On the Marionette Theatre by Heinrich von Kleist (1801) - myrrh
http://www.southerncrossreview.org/9/kleist.htm

======
contingencies
A real period piece. It was great stylistically and a joy to read save the
abhorrent biblical reference and the postface, which seemed grossly wrong to
me in asserting that the writer is proposing humanity move forward with
"complete knowledge", whatever that is. Where they found that idea, I don't
know.

This piece of writing to me demonstrates the sense of common curiosity and
intellectual inquiry that can frequently be found in 19th and early 20th
century writings. To join with the writer along a series of discoveries about
a subject, combining both practical and aesthetic observations, is really
something rarer today: post-industrial, post-war, post-modern English with its
emphasis on efficiency, function, and commerce (ie. mass-market appeal ... in
a sea of predominantly television-affected, often non-native readers) seems to
have lost this. And all the more to draw it finally in to a higher point!
Clearly, a manner of elucidation far too obtuse for a modern readship.

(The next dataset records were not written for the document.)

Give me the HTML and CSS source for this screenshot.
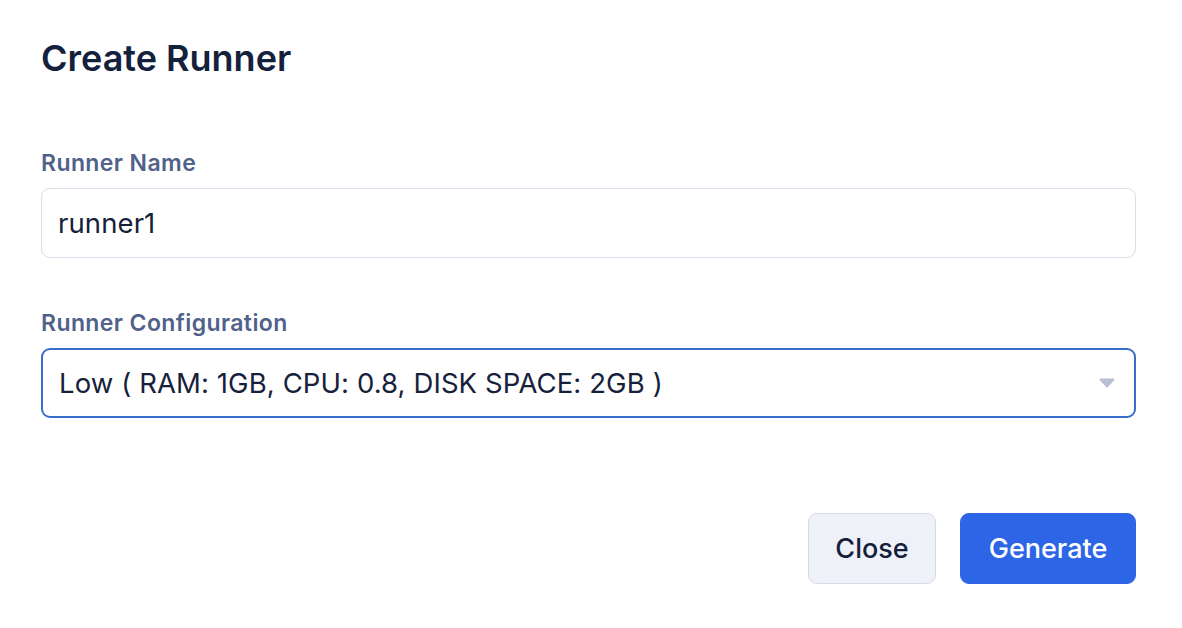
FILE: index.html
```html
<!DOCTYPE html>
<html lang="en">
<head>
<meta charset="utf-8">
<title>Create Runner</title>
<link rel="stylesheet" href="styles.css">
</head>
<body>
<div class="modal">
  <h1 class="title">Create Runner</h1>
  <form class="form">
    <div class="field">
      <label class="label" for="name">Runner Name</label>
      <input class="input" id="name" type="text" value="runner1">
    </div>
    <div class="field field-config">
      <label class="label" for="config">Runner Configuration</label>
      <div class="select-wrap">
        <select class="select" id="config">
          <option>Low ( RAM: 1GB, CPU: 0.8, DISK SPACE: 2GB )</option>
        </select>
        <svg class="caret" width="16" height="10" viewBox="0 0 16 10" aria-hidden="true">
          <path d="M1.6 0.5 H14.4 a1.1 1.1 0 0 1 0.8 1.8 L8.9 9.1 a1.2 1.2 0 0 1 -1.8 0 L0.8 2.3 A1.1 1.1 0 0 1 1.6 0.5 Z" fill="#b9c0d1"/>
        </svg>
      </div>
    </div>
    <div class="actions">
      <button type="button" class="btn btn-secondary">Close</button>
      <button type="button" class="btn btn-primary">Generate</button>
    </div>
  </form>
</div>
</body>
</html>
```

FILE: styles.css
```css
* { box-sizing: border-box; }

html, body {
  margin: 0;
  padding: 0;
  background: #ffffff;
}

body {
  font-family: Inter, "Noto Sans", "Liberation Sans", sans-serif;
  color: #131f3c;
}

.modal {
  width: 1182px;
  height: 628px;
  padding: 34px 46px 0 41px;
}

.title {
  margin: 0;
  font-size: 36px;
  line-height: 48px;
  font-weight: 600;
  color: #14213d;
  letter-spacing: 0;
}

.form {
  margin-top: 66px;
}

.field {
  display: flex;
  flex-direction: column;
  gap: 10px;
}

.field-config {
  margin-top: 50px;
}

.label {
  font-size: 23px;
  line-height: 30px;
  font-weight: 600;
  color: #50628a;
  letter-spacing: 0.4px;
}

.input,
.select {
  width: 100%;
  height: 70px;
  margin: 0;
  padding: 0 16px;
  font-family: inherit;
  font-size: 27.5px;
  letter-spacing: 0.1px;
  color: #16213b;
  background: #ffffff;
  border: 1.5px solid #d8dde9;
  border-radius: 9px;
  outline: none;
}

.select-wrap {
  position: relative;
}

.select {
  appearance: none;
  -webkit-appearance: none;
  border-color: #3a6ccb;
  border-width: 2px;
  padding-left: 16px;
}

.caret {
  position: absolute;
  right: 21px;
  top: 30px;
  pointer-events: none;
}

.actions {
  display: flex;
  justify-content: flex-end;
  gap: 24px;
  margin-top: 95px;
}

.btn {
  height: 71px;
  padding: 0;
  font-family: inherit;
  font-size: 27px;
  font-weight: 500;
  border-radius: 9px;
  cursor: pointer;
}

.btn-secondary {
  width: 128px;
  background: #eff1f9;
  border: 1.5px solid #d5dae8;
  color: #14203b;
}

.btn-primary {
  width: 176px;
  background: #2c66e7;
  border: 1.5px solid #2c66e7;
  color: #ffffff;
}
```
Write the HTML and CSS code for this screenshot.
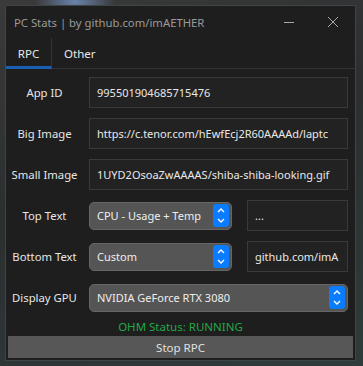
FILE: index.html
```html
<!DOCTYPE html>
<html lang="en">
<head>
    <meta charset="UTF-8">
    <meta name="viewport" content="width=device-width, initial-scale=1.0">
    <title>PC Stats</title>
    <link rel="stylesheet" href="styles.css">
</head>
<body>

<div class="window">
    <div class="titlebar">
        <span class="title">PC Stats | by github.com/imAETHER</span>
        <span class="win-btn">
            <svg width="12" height="12" viewBox="0 0 12 12"><path d="M1 6.5h10" stroke="#a8a8a8" stroke-width="1"/></svg>
        </span>
        <span class="win-btn">
            <svg width="12" height="12" viewBox="0 0 12 12"><path d="M1 1l10 10M11 1L1 11" stroke="#a8a8a8" stroke-width="1"/></svg>
        </span>
    </div>

    <div class="tabs">
        <div class="tab active">RPC</div>
        <div class="tab">Other</div>
    </div>

    <div class="form">
        <label>App ID</label>
        <div class="field wide">995501904685715476</div>

        <label>Big Image</label>
        <div class="field wide">https://c.tenor.com/hEwfEcj2R60AAAAd/laptc</div>

        <label>Small Image</label>
        <div class="field wide">1UYD2OsoaZwAAAAS/shiba-shiba-looking.gif</div>

        <label>Top Text</label>
        <div class="pair">
            <div class="combo">
                <span>CPU - Usage + Temp</span>
                <span class="spin"><svg width="16" height="23" viewBox="0 0 16 23"><path d="M5 8l3-3 3 3M5 15l3 3 3-3" fill="none" stroke="#fff" stroke-width="1.4"/></svg></span>
            </div>
            <div class="field">...</div>
        </div>

        <label>Bottom Text</label>
        <div class="pair">
            <div class="combo">
                <span>Custom</span>
                <span class="spin"><svg width="16" height="23" viewBox="0 0 16 23"><path d="M5 8l3-3 3 3M5 15l3 3 3-3" fill="none" stroke="#fff" stroke-width="1.4"/></svg></span>
            </div>
            <div class="field">github.com/imA</div>
        </div>

        <label>Display GPU</label>
        <div class="combo">
            <span>NVIDIA GeForce RTX 3080</span>
            <span class="spin"><svg width="16" height="23" viewBox="0 0 16 23"><path d="M5 8l3-3 3 3M5 15l3 3 3-3" fill="none" stroke="#fff" stroke-width="1.4"/></svg></span>
        </div>
    </div>

    <div class="status">OHM Status: RUNNING</div>
    <button class="stop">Stop RPC</button>
</div>

</body>
</html>
```

FILE: styles.css
```css
body {
    margin: 0;
    height: 366px;
    overflow: hidden;
    font-family: 'Noto Sans', sans-serif;
    background:
        radial-gradient(ellipse 40px 18px at 75px 2px, rgba(120, 150, 200, 0.8), transparent),
        linear-gradient(160deg, #3a3a3a 0%, #2b2f30 45%, #2f3b3b 100%);
}

.window {
    margin: 5px 0 0 5px;
    width: 349px;
    height: 354px;
    background-color: #1e1e1e;
    border: 1px solid #3f4444;
    display: flex;
    flex-direction: column;
}

.titlebar {
    height: 32px;
    display: flex;
    align-items: center;
    padding-left: 8px;
}

.title {
    flex: 1;
    font-size: 11.3px;
    color: #9a9a9a;
}

.win-btn {
    width: 44px;
    display: flex;
    justify-content: center;
}

.tabs {
    height: 30px;
    display: flex;
    border-bottom: 1px solid #333;
}

.tab {
    font-size: 11.5px;
    color: #e8e8e8;
    padding: 0 12px;
    display: flex;
    align-items: center;
    border-bottom: 3px solid transparent;
    margin-bottom: -1px;
    padding-top: 2px;
}

.tab.active {
    width: 45px;
    padding: 2px 0 0;
    justify-content: center;
    border-right: 1px solid #333;
    border-bottom-color: #1a5fb4;
}

.form {
    margin-top: 8px;
    padding-right: 7px;
    display: grid;
    grid-template-columns: 77px 1fr;
    grid-auto-rows: 31px;
    column-gap: 6px;
    row-gap: 10px;
    align-items: center;
}

label {
    text-align: center;
    font-size: 11.3px;
    color: #e6e6e6;
}

.field {
    box-sizing: border-box;
    height: 31px;
    padding: 0 7px;
    background-color: #222;
    border: 1px solid #3a3a3a;
    font-size: 11px;
    color: #e8e8e8;
    display: flex;
    align-items: center;
    white-space: nowrap;
    overflow: hidden;
}

.pair {
    display: grid;
    grid-template-columns: 143px 1fr;
    column-gap: 15px;
    align-items: center;
}

.combo {
    box-sizing: border-box;
    height: 28px;
    padding: 0 2px 0 7px;
    background-color: #555;
    border: 1px solid #666;
    border-radius: 5px;
    font-size: 11px;
    color: #eee;
    display: flex;
    align-items: center;
    justify-content: space-between;
    white-space: nowrap;
}

.spin {
    width: 16px;
    height: 23px;
    background-color: #0a7cff;
    border-radius: 3px;
    display: flex;
}

.status {
    margin-top: 5px;
    line-height: 18px;
    text-align: center;
    font-size: 11.5px;
    color: #22a846;
}

.stop {
    margin: 0 2px;
    height: 22px;
    border: none;
    background-color: #575757;
    color: #e0e0e0;
    font-family: inherit;
    font-size: 11.5px;
    padding: 0;
}
```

It probably had additional appeal to me as growing up in suburban Sydney a
family of French puppeteers moved in next door to us, fresh from Polynesia.
Living for most of the last decade and a half in Asia, I frequently see
puppets in both the shadow and water incarnations, and have begun to collect
close up photographs of them wherever I can. In addition, I have recently been
reading a fantastic book (also from a prior era of the English language) on
Chinese Theater, discussing the stupendous training regimes and regulations
inflicted on generations of performers.

Anyway, I for one am going to swing onward, my thinking propelled by this
string of text as if by pendulum, to smash another problem :)